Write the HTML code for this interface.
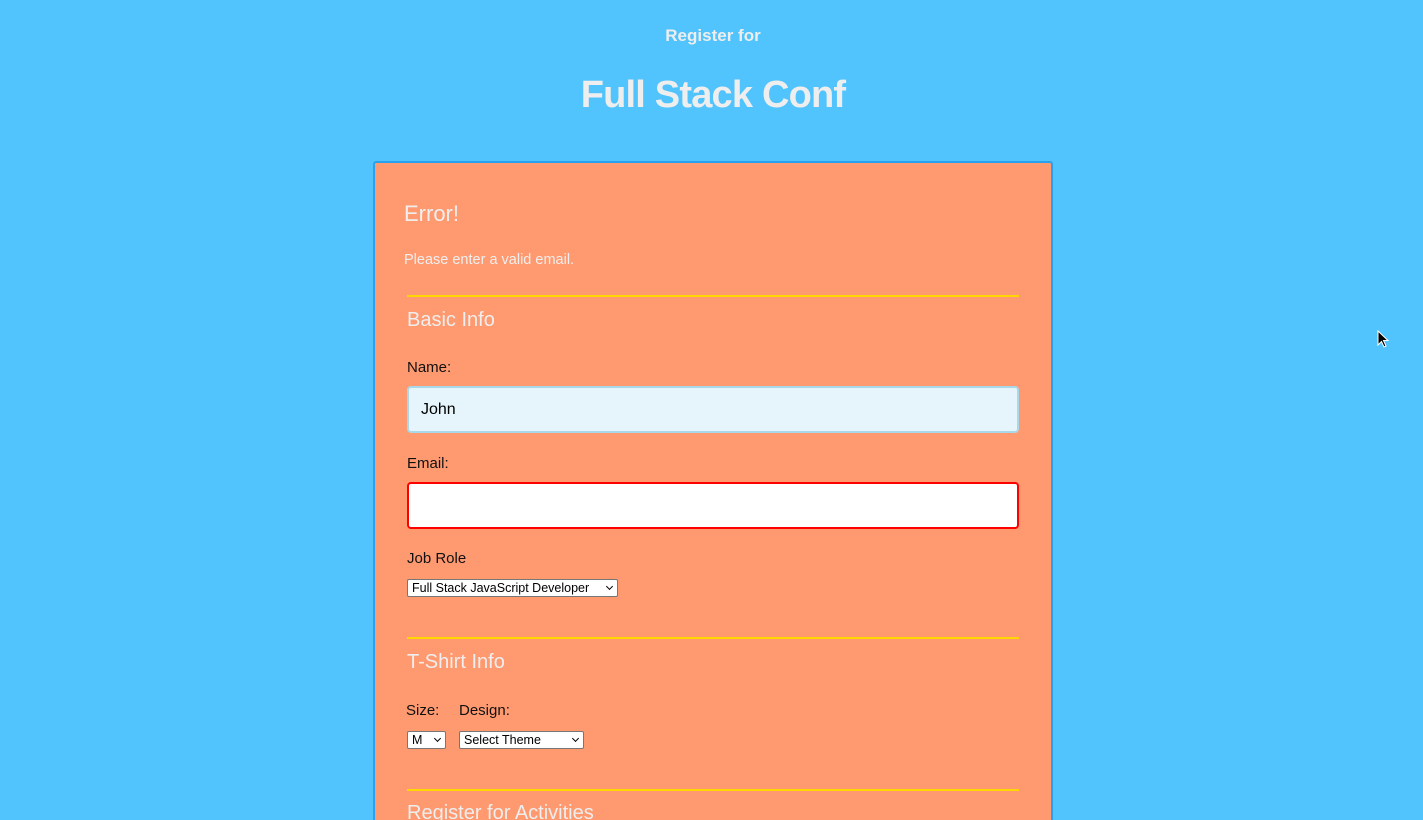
<!DOCTYPE html>
<html><head><meta charset="utf-8"><style>
html,body{margin:0;padding:0;width:1423px;height:820px;overflow:hidden;background:#51c3fd;font-family:"Liberation Sans",sans-serif;}
#wrap{position:relative;width:1423px;height:820px;overflow:hidden;}
.a{position:absolute;white-space:nowrap;}
.w{color:#eeeeee;}
.line{position:absolute;left:407px;width:612px;height:2px;background:#ffd600;}
.lbl{font-size:15px;color:#111;}
.inp{position:absolute;left:407px;width:612px;box-sizing:border-box;border-radius:4px;}
.sel{position:absolute;height:18px;background:#fff;border:1px solid #777;border-radius:2px;box-sizing:border-box;font-size:12.5px;line-height:16px;padding-left:4px;color:#000;}
.sel:after{content:"";position:absolute;right:5px;top:4px;width:4px;height:4px;border-right:1.8px solid #000;border-bottom:1.8px solid #000;transform:rotate(45deg);}
</style></head><body><div id="wrap">
<div class="a w" style="left:0;width:1426px;text-align:center;top:26px;font-size:17px;font-weight:bold;">Register for</div>
<div class="a w" style="left:0;width:1426px;text-align:center;top:74px;font-size:38px;font-weight:bold;letter-spacing:-0.8px;">Full Stack Conf</div>
<div style="position:absolute;left:373px;top:161px;width:680px;height:659px;background:#ff9a70;border:2px solid #2aa1ee;border-bottom:none;border-radius:3px 3px 0 0;box-sizing:border-box;"></div>
<div class="a w" style="left:404px;top:201px;font-size:22px;">Error!</div>
<div class="a w" style="left:404px;top:252px;font-size:14.5px;">Please enter a valid email.</div>
<div class="line" style="top:295px"></div>
<div class="a w" style="left:407px;top:309px;font-size:20px;">Basic Info</div>
<div class="a lbl" style="left:407px;top:359px;">Name:</div>
<div class="inp" style="top:386px;height:47px;background:#e6f5fc;border:2px solid #a9d8ea;"></div>
<div class="a" style="left:421px;top:401px;font-size:16px;color:#000;">John</div>
<div class="a lbl" style="left:407px;top:455px;">Email:</div>
<div class="inp" style="top:482px;height:47px;background:#fff;border:2px solid #f00;"></div>
<div class="a lbl" style="left:407px;top:550px;">Job Role</div>
<div class="sel" style="left:407px;top:579px;width:211px;">Full Stack JavaScript Developer</div>
<div class="line" style="top:637px"></div>
<div class="a w" style="left:407px;top:651px;font-size:20px;">T-Shirt Info</div>
<div class="a lbl" style="left:406px;top:702px;">Size:</div>
<div class="a lbl" style="left:459px;top:702px;">Design:</div>
<div class="sel" style="left:407px;top:731px;width:39px;">M</div>
<div class="sel" style="left:459px;top:731px;width:125px;">Select Theme</div>
<div class="line" style="top:789px"></div>
<div class="a w" style="left:407px;top:802px;font-size:20px;height:18px;overflow:hidden;">Register for Activities</div>
<svg style="position:absolute;left:1377px;top:330px" width="14" height="20" viewBox="0 0 14 20"><path d="M1 1 L1 15 L4.5 11.5 L7 17 L9 16 L6.5 10.5 L11 10.5 Z" fill="#000" stroke="#fff" stroke-width="1"/></svg>
</div></body></html>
++++++++++
Work to be completed
Leave out the pictures and copy the rest of the material above exactly.

Full response
Write the HTML code for this interface.
<!DOCTYPE html>
<html><head><meta charset="utf-8"><style>
html,body{margin:0;padding:0;width:1423px;height:820px;overflow:hidden;background:#51c3fd;font-family:"Liberation Sans",sans-serif;}
#wrap{position:relative;width:1423px;height:820px;overflow:hidden;}
.a{position:absolute;white-space:nowrap;}
.w{color:#eeeeee;}
.line{position:absolute;left:407px;width:612px;height:2px;background:#ffd600;}
.lbl{font-size:15px;color:#111;}
.inp{position:absolute;left:407px;width:612px;box-sizing:border-box;border-radius:4px;}
.sel{position:absolute;height:18px;background:#fff;border:1px solid #777;border-radius:2px;box-sizing:border-box;font-size:12.5px;line-height:16px;padding-left:4px;color:#000;}
.sel:after{content:"";position:absolute;right:5px;top:4px;width:4px;height:4px;border-right:1.8px solid #000;border-bottom:1.8px solid #000;transform:rotate(45deg);}
</style></head><body><div id="wrap">
<div class="a w" style="left:0;width:1426px;text-align:center;top:26px;font-size:17px;font-weight:bold;">Register for</div>
<div class="a w" style="left:0;width:1426px;text-align:center;top:74px;font-size:38px;font-weight:bold;letter-spacing:-0.8px;">Full Stack Conf</div>
<div style="position:absolute;left:373px;top:161px;width:680px;height:659px;background:#ff9a70;border:2px solid #2aa1ee;border-bottom:none;border-radius:3px 3px 0 0;box-sizing:border-box;"></div>
<div class="a w" style="left:404px;top:201px;font-size:22px;">Error!</div>
<div class="a w" style="left:404px;top:252px;font-size:14.5px;">Please enter a valid email.</div>
<div class="line" style="top:295px"></div>
<div class="a w" style="left:407px;top:309px;font-size:20px;">Basic Info</div>
<div class="a lbl" style="left:407px;top:359px;">Name:</div>
<div class="inp" style="top:386px;height:47px;background:#e6f5fc;border:2px solid #a9d8ea;"></div>
<div class="a" style="left:421px;top:401px;font-size:16px;color:#000;">John</div>
<div class="a lbl" style="left:407px;top:455px;">Email:</div>
<div class="inp" style="top:482px;height:47px;background:#fff;border:2px solid #f00;"></div>
<div class="a lbl" style="left:407px;top:550px;">Job Role</div>
<div class="sel" style="left:407px;top:579px;width:211px;">Full Stack JavaScript Developer</div>
<div class="line" style="top:637px"></div>
<div class="a w" style="left:407px;top:651px;font-size:20px;">T-Shirt Info</div>
<div class="a lbl" style="left:406px;top:702px;">Size:</div>
<div class="a lbl" style="left:459px;top:702px;">Design:</div>
<div class="sel" style="left:407px;top:731px;width:39px;">M</div>
<div class="sel" style="left:459px;top:731px;width:125px;">Select Theme</div>
<div class="line" style="top:789px"></div>
<div class="a w" style="left:407px;top:802px;font-size:20px;height:18px;overflow:hidden;">Register for Activities</div>
<svg style="position:absolute;left:1377px;top:330px" width="14" height="20" viewBox="0 0 14 20"><path d="M1 1 L1 15 L4.5 11.5 L7 17 L9 16 L6.5 10.5 L11 10.5 Z" fill="#000" stroke="#fff" stroke-width="1"/></svg>
</div></body></html>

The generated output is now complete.